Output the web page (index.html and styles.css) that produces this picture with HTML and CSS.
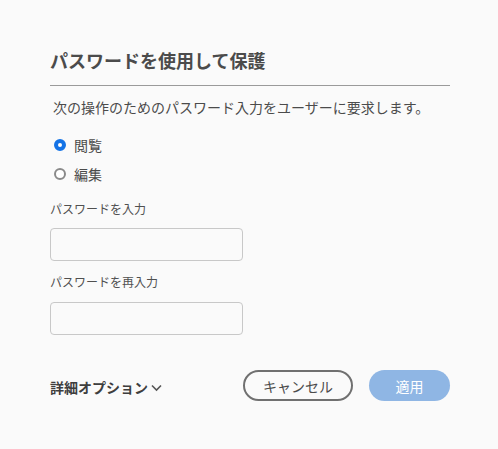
FILE: index.html
```html
<!DOCTYPE html>
<html lang="ja">
<head>
<meta charset="utf-8">
<link rel="stylesheet" href="styles.css">
</head>
<body>
<div class="dialog">
  <h1 class="title">パスワードを使用して保護</h1>
  <div class="rule"></div>
  <p class="desc">次の操作のためのパスワード入力をユーザーに要求します。</p>
  <div class="radios">
    <label class="radio"><span class="dot checked"></span><span>閲覧</span></label>
    <label class="radio"><span class="dot"></span><span>編集</span></label>
  </div>
  <div class="field">
    <div class="label">パスワードを入力</div>
    <div class="input"></div>
  </div>
  <div class="field">
    <div class="label">パスワードを再入力</div>
    <div class="input"></div>
  </div>
  <div class="footer">
    <div class="more">詳細オプション<svg class="chev" width="11" height="8" viewBox="0 0 11 8"><path d="M1 1.5 L5.5 6 L10 1.5" fill="none" stroke="#555" stroke-width="1.6"/></svg></div>
    <div class="buttons">
      <div class="btn cancel">キャンセル</div>
      <div class="btn apply">適用</div>
    </div>
  </div>
</div>
</body>
</html>
```
FILE: styles.css
```css
html, body {
  margin: 0;
  padding: 0;
  background: #fafafa;
}
body {
  font-family: "Noto Sans CJK JP", "Noto Sans", sans-serif;
  color: #4b4b4b;
}
.dialog {
  width: 400px;
  padding: 46px 48px 0 50px;
}
.title {
  margin: 0;
  font-size: 18px;
  font-weight: 700;
  line-height: 28px;
  color: #4b4b4b;
}
.rule {
  margin-top: 11px;
  height: 1px;
  background: #9a9a9a;
}
.desc {
  margin: 10px 0 0 3px;
  font-size: 14px;
  line-height: 22px;
  color: #4b4b4b;
}
.radios {
  margin-top: 16px;
  display: flex;
  flex-direction: column;
  gap: 7px;
}
.radio {
  display: flex;
  align-items: center;
  gap: 8px;
  font-size: 14px;
  line-height: 22px;
  padding-left: 4px;
}
.dot {
  width: 8px;
  height: 8px;
  border: 2px solid #8a8a8a;
  border-radius: 50%;
  background: #fff;
}
.dot.checked {
  border: 4px solid #1473e6;
  width: 4px;
  height: 4px;
}
.field {
  margin-top: 12px;
}
.radios + .field {
  margin-top: 15px;
}
.label {
  font-size: 12px;
  line-height: 18px;
  color: #505050;
}
.input {
  margin-top: 10px;
  width: 191px;
  height: 31px;
  border: 1px solid #c8c8c8;
  border-radius: 4px;
  background: #fafafa;
}
.field + .field .input {
  margin-top: 11px;
}
.footer {
  margin-top: 35px;
  display: flex;
  align-items: center;
  justify-content: space-between;
}
.more {
  display: flex;
  align-items: center;
  gap: 3px;
  font-size: 14px;
  font-weight: 700;
  color: #3e3e3e;
  padding-top: 3px;
}
.chev {
  margin-top: 1px;
}
.buttons {
  display: flex;
  gap: 16px;
}
.btn {
  height: 31px;
  border-radius: 16px;
  display: flex;
  align-items: center;
  justify-content: center;
  font-size: 14px;
  box-sizing: border-box;
}
.cancel {
  width: 110px;
  border: 2px solid #707070;
  color: #4b4b4b;
}
.apply {
  width: 81px;
  background: #8fb6e4;
  color: #fff;
}
```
----------------
:: EXERCISE REQUIREMENTS ::
Say, as a number only, how many lines of the data contain "styles".

:: FULL ANSWER ::
3